Question

Find the rate of change of F with respect to theta.

Answer 1

\[F=\frac{ \mu W }{ \mu \sin \theta +\cos \theta }\]

Answer 2

Are you struggling to differentiate this?

Answer 3

yes :(

Answer 4

It might help to rewrite it:\[F=\frac{ \mu W }{ \mu \sin \theta +\cos \theta }= \mu W(\mu \sin(\theta)+\cos(\theta))^-1\]
Do you know how to use the chain rule?

Answer 5

kinda, I just learned it recently but I am not to confident using it it

Answer 6

Okay, no problem. Firstly, we perform a substitution: \(z=\mu \sin(\theta)+\cos(\theta)\) which gives us \(F=\mu W(z)^{-1}\). Using this substitution, we can find \(\frac{dF}{d \theta }=\frac{dF}{dz}\times \frac{dz}{d \theta}\). Does this make sense so far?

Answer 7

yep

Answer 8

Great.
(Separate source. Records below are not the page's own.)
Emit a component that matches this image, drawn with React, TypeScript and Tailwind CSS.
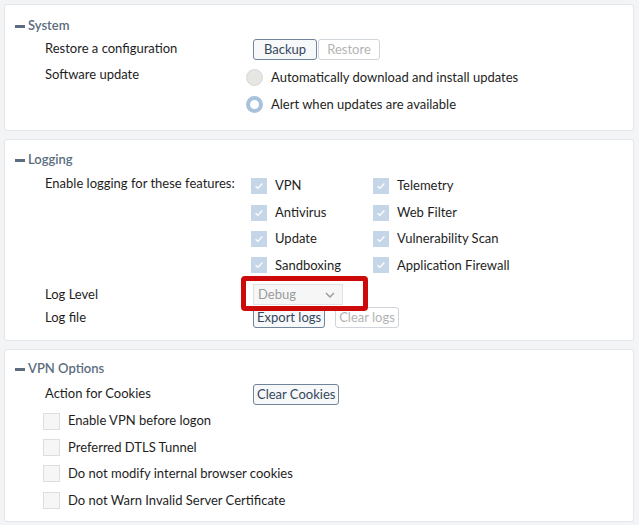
import { ReactNode } from "react";

function Panel({ title, children, className }: { title: string; children: ReactNode; className?: string }) {
  return (
    <section className={`rounded-[3px] border border-[#e3e6ea] bg-white pl-[10px] ${className ?? ""}`}>
      <div className="flex h-5 items-center gap-[3px] text-[13px] font-semibold text-[#5b6d7e]">
        <span className="mt-px block h-[3px] w-[10px] bg-[#5b6d7e]" />
        <span>{title}</span>
      </div>
      <div className="pl-[30px]">{children}</div>
    </section>
  );
}

function Btn({ children, disabled, className }: { children: ReactNode; disabled?: boolean; className?: string }) {
  return (
    <button
      className={`h-[21px] rounded-[3px] border px-[3px] text-center text-[13px] leading-[19px] ${
        disabled
          ? "border-[#cfd5db] bg-white text-[#b3b3b3]"
          : "border-[#71849a] bg-[#f6f8fa] text-[#35475a]"
      } ${className ?? ""}`}
    >
      {children}
    </button>
  );
}

function Check({ label, checked }: { label: string; checked?: boolean }) {
  return (
    <div className="flex h-[26.4px] items-center">
      {checked ? (
        <span className="flex h-4 w-4 items-center justify-center bg-[#c4d6e8]">
          <svg viewBox="0 0 16 16" className="h-3 w-3" fill="none" stroke="#ffffff" strokeWidth="1.8">
            <path d="M3.5 8.2l3 3 6-6.5" />
          </svg>
        </span>
      ) : (
        <span className="block h-[17px] w-[17px] border border-[#dedede] bg-[#f6f6f6]" />
      )}
      <span className="ml-[8px]">{label}</span>
    </div>
  );
}

function Radio({ label, selected }: { label: string; selected?: boolean }) {
  return (
    <div className="flex h-[27px] items-center">
      {selected ? (
        <span className="block h-[17px] w-[17px] rounded-full border-[4px] border-[#a9c2db] bg-white" />
      ) : (
        <span className="block h-[17px] w-[17px] rounded-full border border-[#d8d8d4] bg-[#e6e6e2]" />
      )}
      <span className="ml-[8px]">{label}</span>
    </div>
  );
}

export default function App() {
  return (
    <div
      className="flex h-[525px] w-[639px] flex-col gap-2 bg-[#f3f4f6] pl-1 pr-[5px] pt-1 text-[13px] text-[#1e1e1e]"
      style={{ fontFamily: "Lato, 'Open Sans', sans-serif" }}
    >
      <Panel title="System" className="h-[127px] pt-[11px]">
        <div className="mt-[2px] flex h-[22px] items-center">
          <div className="w-[208px]">Restore a configuration</div>
          <div className="flex gap-px">
            <Btn className="w-[64px]">Backup</Btn>
            <Btn className="w-[62px]" disabled>Restore</Btn>
          </div>
        </div>
        <div className="mt-[4px] flex">
          <div className="w-[201px] leading-5">Software update</div>
          <div>
            <Radio label="Automatically download and install updates" />
            <Radio label="Alert when updates are available" selected />
          </div>
        </div>
      </Panel>

      <Panel title="Logging" className="h-[202px] pt-[10px]">
        <div className="mt-[2px] flex">
          <div className="w-[206px] pt-px leading-5">Enable logging for these features:</div>
          <div className="grid w-[300px] grid-cols-[122px_1fr] pt-px">
            <Check label="VPN" checked />
            <Check label="Telemetry" checked />
            <Check label="Antivirus" checked />
            <Check label="Web Filter" checked />
            <Check label="Update" checked />
            <Check label="Vulnerability Scan" checked />
            <Check label="Sandboxing" checked />
            <Check label="Application Firewall" checked />
          </div>
        </div>
        <div className="mt-[5px] flex h-[22px] items-center">
          <div className="w-[208px]">Log Level</div>
          <div className="relative">
            <div className="flex h-[21px] w-[90px] items-center justify-between border border-[#e2e2e2] bg-[#f6f6f6] pl-[4px] pr-[7px] text-[#9b9b9b]">
              <span>Debug</span>
              <svg viewBox="0 0 10 6" className="h-[6px] w-[10px]" fill="none" stroke="#9a9a9a" strokeWidth="1.4">
                <path d="M1 1l4 4 4-4" />
              </svg>
            </div>
            <div className="pointer-events-none absolute -top-[8px] -left-[12px] h-[35px] w-[127px] rounded-[4px] border-[5px] border-[#cc0a0a]" />
          </div>
        </div>
        <div className="mt-[1px] flex h-[22px] items-center">
          <div className="w-[208px]">Log file</div>
          <div className="flex gap-[10px]">
            <Btn>Export logs</Btn>
            <Btn disabled>Clear logs</Btn>
          </div>
        </div>
      </Panel>

      <Panel title="VPN Options" className="h-[173px] pt-[9px]">
        <div className="mt-[3px] flex h-[24px] items-center">
          <div className="w-[208px]">Action for Cookies</div>
          <Btn>Clear Cookies</Btn>
        </div>
        <div className="-ml-[2px] mt-[2px]">
          <Check label="Enable VPN before logon" />
          <Check label="Preferred DTLS Tunnel" />
          <Check label="Do not modify internal browser cookies" />
          <Check label="Do not Warn Invalid Server Certificate" />
        </div>
      </Panel>
    </div>
  );
}
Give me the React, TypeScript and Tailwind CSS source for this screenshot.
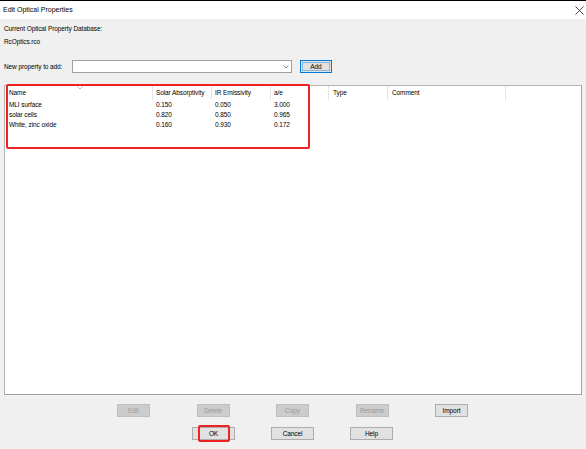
import React from "react";

const cols = [
  { name: "Name", w: 148, pl: 4 },
  { name: "Solar Absorptivity", w: 59, pl: 3 },
  { name: "IR Emissivity", w: 59, pl: 3 },
  { name: "a/e", w: 58, pl: 3 },
  { name: "Type", w: 59, pl: 4 },
  { name: "Comment", w: 118, pl: 4 },
];

const rows = [
  ["MLI surface", "0.150", "0.050", "3.000"],
  ["solar cells", "0.820", "0.850", "0.965"],
  ["White, zinc oxide", "0.160", "0.930", "0.172"],
];

function Btn({ label, disabled, w = 33 }: { label: string; disabled?: boolean; w?: number }) {
  return (
    <div
      style={{ width: w }}
      className={
        "h-[13px] flex items-center justify-center border " +
        (disabled
          ? "bg-[#cccccc] border-[#bfbfbf] text-[#9a9a9a]"
          : "bg-[#e1e1e1] border-[#adadad] text-black")
      }
    >
      {label}
    </div>
  );
}

export default function App() {
  return (
    <div
      className="w-[586px] h-[449px] bg-[#f0f0f0] flex flex-col overflow-hidden text-[6.5px] tracking-[-0.1px] text-black"
      style={{ fontFamily: '"Liberation Sans", Arial, sans-serif' }}
    >
      <div className="h-px bg-black" />
      <div className="h-[18px] bg-white flex items-center justify-between pl-[3px] pr-[3px]">
        <span className="text-[7px] tracking-normal">Edit Optical Properties</span>
        <svg width="9" height="9" viewBox="0 0 9 9" className="-mr-[1px]">
          <path d="M0.5 0.5 L8.5 8.5 M8.5 0.5 L0.5 8.5" stroke="#333" strokeWidth="0.9" />
        </svg>
      </div>
      <div className="flex flex-col pl-[4px] pr-[4px]">
        <div className="mt-[5px] h-[10px] leading-[10px]">Current Optical Property Database:</div>
        <div className="mt-[3px] h-[10px] leading-[10px]">RcOptics.rco</div>
        <div className="mt-[13px] h-[13px] flex items-center">
          <span className="w-[68px]">New property to add:</span>
          <div className="w-[220px] h-[13px] bg-white border border-[#a0a0a0] flex items-center justify-end pr-[2px]">
            <svg width="6" height="4" viewBox="0 0 6 4">
              <path d="M0.5 0.5 L3 3 L5.5 0.5" fill="none" stroke="#555" strokeWidth="0.7" />
            </svg>
          </div>
          <div className="ml-[8px] w-[32px] h-[13px] border border-[#0078d7] bg-[#e1e1e1] flex items-center justify-center">
            <div className="w-[28px] h-[9px] border border-[#0078d7]/40 flex items-center justify-center">Add</div>
          </div>
        </div>
        <div className="relative mt-[12px] w-[578px] h-[310px] bg-white border border-[#b4b4b4] border-r-[#a0a0a0] border-b-[#a0a0a0]">
          <div className="flex h-[14px] items-center">
            {cols.map((c) => (
              <div
                key={c.name}
                style={{ width: c.w, paddingLeft: c.pl }}
                className="h-full flex items-center border-r border-[#e5e5e5]"
              >
                {c.name}
              </div>
            ))}
          </div>
          {rows.map((r) => (
            <div key={r[0]} className="flex h-[10px] items-center">
              {r.map((v, i) => (
                <div key={i} style={{ width: cols[i].w, paddingLeft: cols[i].pl }}>
                  {v}
                </div>
              ))}
            </div>
          ))}
          <svg width="6" height="4" viewBox="0 0 6 4" className="absolute left-[72px] top-0">
            <path d="M0.5 0.5 L3 3 L5.5 0.5" fill="none" stroke="#999" strokeWidth="0.7" />
          </svg>
          <div className="absolute left-[1px] top-[-2px] w-[304px] h-[65px] border-2 border-[#ee2222] rounded-[2px]" />
        </div>
        <div className="mt-[9px] flex pl-[113px] gap-[46.5px]">
          <Btn label="Edit" disabled />
          <Btn label="Delete" disabled />
          <Btn label="Copy" disabled />
          <Btn label="Rename" disabled />
          <Btn label="Import" />
        </div>
        <div className="mt-[10px] flex pl-[188px] gap-[36px]">
          <div className="relative">
            <Btn label="OK" w={43} />
            <div className="absolute left-[6px] top-[-2px] w-[32px] h-[17px] border-2 border-[#ee2222] rounded-[2px]" />
          </div>
          <Btn label="Cancel" w={43} />
          <Btn label="Help" w={43} />
        </div>
      </div>
    </div>
  );
}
Reckon you can find dF/dz and dz/do?

Answer 9

i think so, but i think i might need help getting started on dF/dz

Answer 10

That's the easy one :) \[F=\mu Wz^{-1}\]\[\frac{dF}{dz}=-\mu Wz^-2\]

Answer 11

ahhh i was over thinking it haha

Answer 12

Yeah it can be a bit confusing with a load of variables, but all you essentially had was az^-1.

Answer 13

is to second one
\[-\mu \cos \theta -\sin \theta\]

Answer 14

The first term shouldn't be negative. d/dx(sin(x))=cos(x).

Apart from that, it's perfect.

Now multiply the two together and undo our z substitution for your answer.

Answer 15

\[-\mu W(\mu \cos \theta - \sin \theta)-2\]

Answer 16

oh i meant for that -2 to be an exponent

Answer 17

You've done the substitution, but you haven't multiplied it by the derivative you found.

Answer 18

\[\frac{ -\mu W }{ \mu \cos^2 \theta - 2 \mu \sin \theta \cos \theta +\sin^2 \theta }\]

Answer 19

\[\frac{-\mu W(\mu \cos \theta -\sin \theta)}{(\mu \cos\theta +\sin\theta)^2}\]

Answer 20

Didn't notice before but you'd substituted z back in incorrectly, it's + not -. You just had to multiply by dz/do to get your final answer.

Answer 21

ohh so i multiply the derivative by the original equation?

Answer 22

So to summarise:\[\frac{dF}{d \theta }=\frac{dF}{dz}\times \frac{dz}{d \theta}\]
\[F=\mu Wz^{-1}\]\[\frac{dF}{dz}=-\mu Wz^-2=-\mu W(\mu \sin(\theta)+ \cos(\theta))^{-2}\]
\[z=\mu \sin(\theta)+\cos(\theta)\]\[\frac{dz}{d \theta} = \mu \cos(\theta) -\sin(\theta)\]
\[\frac{dF}{d \theta} = \frac{-\mu W(\mu \cos \theta -\sin \theta)}{(\mu \cos\theta +\sin\theta)^2}\]

Answer 23

ohhh

Answer 24

Hope that clears it up a bit, should be easier to see when it's all in the same place.

Answer 25

yes :)

Answer 26

thank you so much for helping me and for being so patient!

Answer 27

Great! No problem at all, happy to help. You use the chain rule a lot so get used to it!